Sono passati solo pochi giorni e già la ‘notizia’ ha perso di smalto. L’uscita della guida Michelin del resto, in questa edizione, sarà ricordata per quella inopportuna svista sull’inserimento del compianto Mattias Peri e per quel molto inopportuno “je suis scabin” che banalizza una tragedia ben più grave della perdita di una stella.
A proposito di questo, qualche ricerca sostiene che perdere una stella può significare il 50% in meno di introiti. Ma quanto costa averla e mantenerla? Questo è un calcolo che raramente viene fatto dal ristoratore e, guarda caso, la dichiarazione più in voga quando qualcuno la perde è: finalmente ora mi sento libero!
Sta dunque qui il tema vero di discussione e di analisi che, purtroppo, si affronta raramente: quanto ‘pesa’ un giudizio? Quanto quel giudizio tiene conto dei cambiamenti epocali che sono intervenuti nelle modalità di approccio, di scelta, di consumo quando si va al ristorante? Quante nuove formule, non contemplate dalle guide, sono nate negli ultimi quattro/cinque anni rispetto ai consumi fuori casa? Quanti sono i giovani che scelgono un locale in base ai giudizi delle guide?
E tutto questo come ricade sulla gestione economica del ristorante? Sono molti i locali stellati in sofferenza, inutile negarlo. Meglio capire, tutti insieme, come dare merito alle competenze che gli chef e i patron di questi locali hanno acquisito negli anni per dare valore ad un territorio, ad esempio, rendendoli parte integrante e non isole più o meno felici, a seconda dei casi.
Infatti credo che non si debba mai dimenticare – e questo sarebbe un valido aiuto a ridimensionare quello che, ormai da più voci, viene descritto come il circo foodista (cit. Visintin) – il motivo per cui è nata la guida Michelin: per dare un servizio ai viaggiatori di ogni ordine e tipo, di ogni tasca e gusto. Sono circa 7.500 i locali italiani, tra ristoranti e alberghi, citati nell’ultima edizione della guida (erano 2.500 nella prima edizione del 1956). Non si può ridimensionare ogni opinione ai circa 300 stellati. Hanno sicuramente un valore, ma l’economia della ristorazione è fatta anche (a volte soprattutto) dagli altri 2400 citati, con una o più forchette oppure con il simbolo del bib-gourmand.

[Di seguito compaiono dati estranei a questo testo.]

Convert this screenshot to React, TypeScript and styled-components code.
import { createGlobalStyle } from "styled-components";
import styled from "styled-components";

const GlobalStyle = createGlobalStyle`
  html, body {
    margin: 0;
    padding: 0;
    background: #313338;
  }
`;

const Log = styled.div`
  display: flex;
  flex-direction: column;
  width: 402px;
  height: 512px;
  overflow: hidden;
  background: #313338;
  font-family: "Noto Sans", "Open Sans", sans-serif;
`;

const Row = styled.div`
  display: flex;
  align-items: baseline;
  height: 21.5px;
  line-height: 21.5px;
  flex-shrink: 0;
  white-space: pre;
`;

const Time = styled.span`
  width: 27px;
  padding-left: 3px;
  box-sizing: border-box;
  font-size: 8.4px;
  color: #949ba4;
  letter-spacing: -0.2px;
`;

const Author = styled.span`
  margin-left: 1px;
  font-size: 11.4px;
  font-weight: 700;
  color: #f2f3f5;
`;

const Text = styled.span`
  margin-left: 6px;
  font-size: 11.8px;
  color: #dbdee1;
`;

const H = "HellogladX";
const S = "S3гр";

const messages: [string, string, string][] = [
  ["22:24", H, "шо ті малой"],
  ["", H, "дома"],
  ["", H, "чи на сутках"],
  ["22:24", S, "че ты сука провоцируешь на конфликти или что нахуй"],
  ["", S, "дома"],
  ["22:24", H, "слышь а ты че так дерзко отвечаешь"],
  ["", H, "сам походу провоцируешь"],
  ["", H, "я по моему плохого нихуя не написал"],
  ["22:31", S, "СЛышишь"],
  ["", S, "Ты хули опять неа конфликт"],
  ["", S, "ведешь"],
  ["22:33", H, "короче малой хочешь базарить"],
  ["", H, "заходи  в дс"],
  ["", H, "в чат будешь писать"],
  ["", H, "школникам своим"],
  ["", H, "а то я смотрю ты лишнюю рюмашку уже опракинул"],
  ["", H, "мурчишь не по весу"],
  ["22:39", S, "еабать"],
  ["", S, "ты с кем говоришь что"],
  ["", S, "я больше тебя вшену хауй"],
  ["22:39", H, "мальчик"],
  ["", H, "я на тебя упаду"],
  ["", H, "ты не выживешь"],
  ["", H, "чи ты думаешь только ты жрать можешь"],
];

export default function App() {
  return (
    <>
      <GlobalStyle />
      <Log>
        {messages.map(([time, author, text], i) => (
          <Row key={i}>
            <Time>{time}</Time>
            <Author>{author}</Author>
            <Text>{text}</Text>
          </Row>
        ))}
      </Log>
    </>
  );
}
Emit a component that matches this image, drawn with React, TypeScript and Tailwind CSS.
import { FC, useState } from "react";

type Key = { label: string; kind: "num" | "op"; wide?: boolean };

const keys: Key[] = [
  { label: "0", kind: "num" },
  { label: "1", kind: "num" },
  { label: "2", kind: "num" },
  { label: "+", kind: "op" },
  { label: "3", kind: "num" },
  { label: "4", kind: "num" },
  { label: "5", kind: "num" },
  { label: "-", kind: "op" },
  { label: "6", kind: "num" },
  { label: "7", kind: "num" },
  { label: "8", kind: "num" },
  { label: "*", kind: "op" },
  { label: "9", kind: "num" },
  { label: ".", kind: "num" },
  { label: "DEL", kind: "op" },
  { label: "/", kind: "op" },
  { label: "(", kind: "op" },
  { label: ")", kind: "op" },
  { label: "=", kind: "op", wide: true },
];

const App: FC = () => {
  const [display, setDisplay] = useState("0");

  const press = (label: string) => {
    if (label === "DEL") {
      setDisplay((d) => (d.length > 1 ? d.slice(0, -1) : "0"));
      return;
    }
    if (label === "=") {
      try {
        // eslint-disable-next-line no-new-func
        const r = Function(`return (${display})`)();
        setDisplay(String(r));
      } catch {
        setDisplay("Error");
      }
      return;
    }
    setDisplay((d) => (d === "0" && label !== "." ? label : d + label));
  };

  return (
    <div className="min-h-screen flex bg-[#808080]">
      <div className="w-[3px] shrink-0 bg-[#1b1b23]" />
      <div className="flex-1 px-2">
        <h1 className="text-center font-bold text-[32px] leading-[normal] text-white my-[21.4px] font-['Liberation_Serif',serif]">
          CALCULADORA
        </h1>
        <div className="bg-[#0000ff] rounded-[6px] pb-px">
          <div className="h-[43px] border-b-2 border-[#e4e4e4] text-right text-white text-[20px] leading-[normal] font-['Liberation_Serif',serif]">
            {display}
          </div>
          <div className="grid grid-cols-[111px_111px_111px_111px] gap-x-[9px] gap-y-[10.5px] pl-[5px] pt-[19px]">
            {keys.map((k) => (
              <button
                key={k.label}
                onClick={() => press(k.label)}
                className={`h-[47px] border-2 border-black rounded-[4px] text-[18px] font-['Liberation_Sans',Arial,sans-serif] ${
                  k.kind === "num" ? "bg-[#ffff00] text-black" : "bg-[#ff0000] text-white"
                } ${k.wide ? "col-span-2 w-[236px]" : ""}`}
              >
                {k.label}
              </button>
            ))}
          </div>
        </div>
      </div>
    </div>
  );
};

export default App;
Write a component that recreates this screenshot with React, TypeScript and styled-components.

Luoghi e locali dove si vivono, si anche qui, esperienze gastronomiche, fatte di conoscenza delle materie prime, di sapienza culinaria, di storia e di tradizione. Assaggiare gli spaghetti Taratatà – un piatto della tradizione siciliana – raccontati da Roberta Corradin e cucinati (in una versione più accattivante e moderna) da Antonio Cicero del Consiglio di Sicilia, a Donnalucata, oppure assaporare le mezze maniche in brodo di terza, antica ricetta di casa, all’Osteria di Fornio (nessuno dei due inserito nella Michelin, ma nella guida del Touring di Luigi Cremona) con i suggerimenti per prepararle regalati dalla cuoca fidentina Cristina Cerbi; anche queste sono esperienze, non solo estetiche, che aiutano a conoscere meglio un territorio.
Guardiamo dunque anche a queste realtà che sono, come recita la stessa Michelin, locali in cui spicca “l’eccellenza dei prodotti, la maestria dello chef, l’originalità delle ricette, la qualità delle prestazioni durante tutto il pasto e nell’arco delle stagioni”.
Ce ne sono circa 2.700 citati e ognuno di noi può farsi la sua personale classifica. Personalmente ne voglio citare due che quest’anno hanno perso la stella ma che non per questo vengono meno alla qualità e alla bravura che li contraddistingue da molti molti anni: al Pont de Ferr a Milano e da Paolo Teverini, a Bagno di Romagna.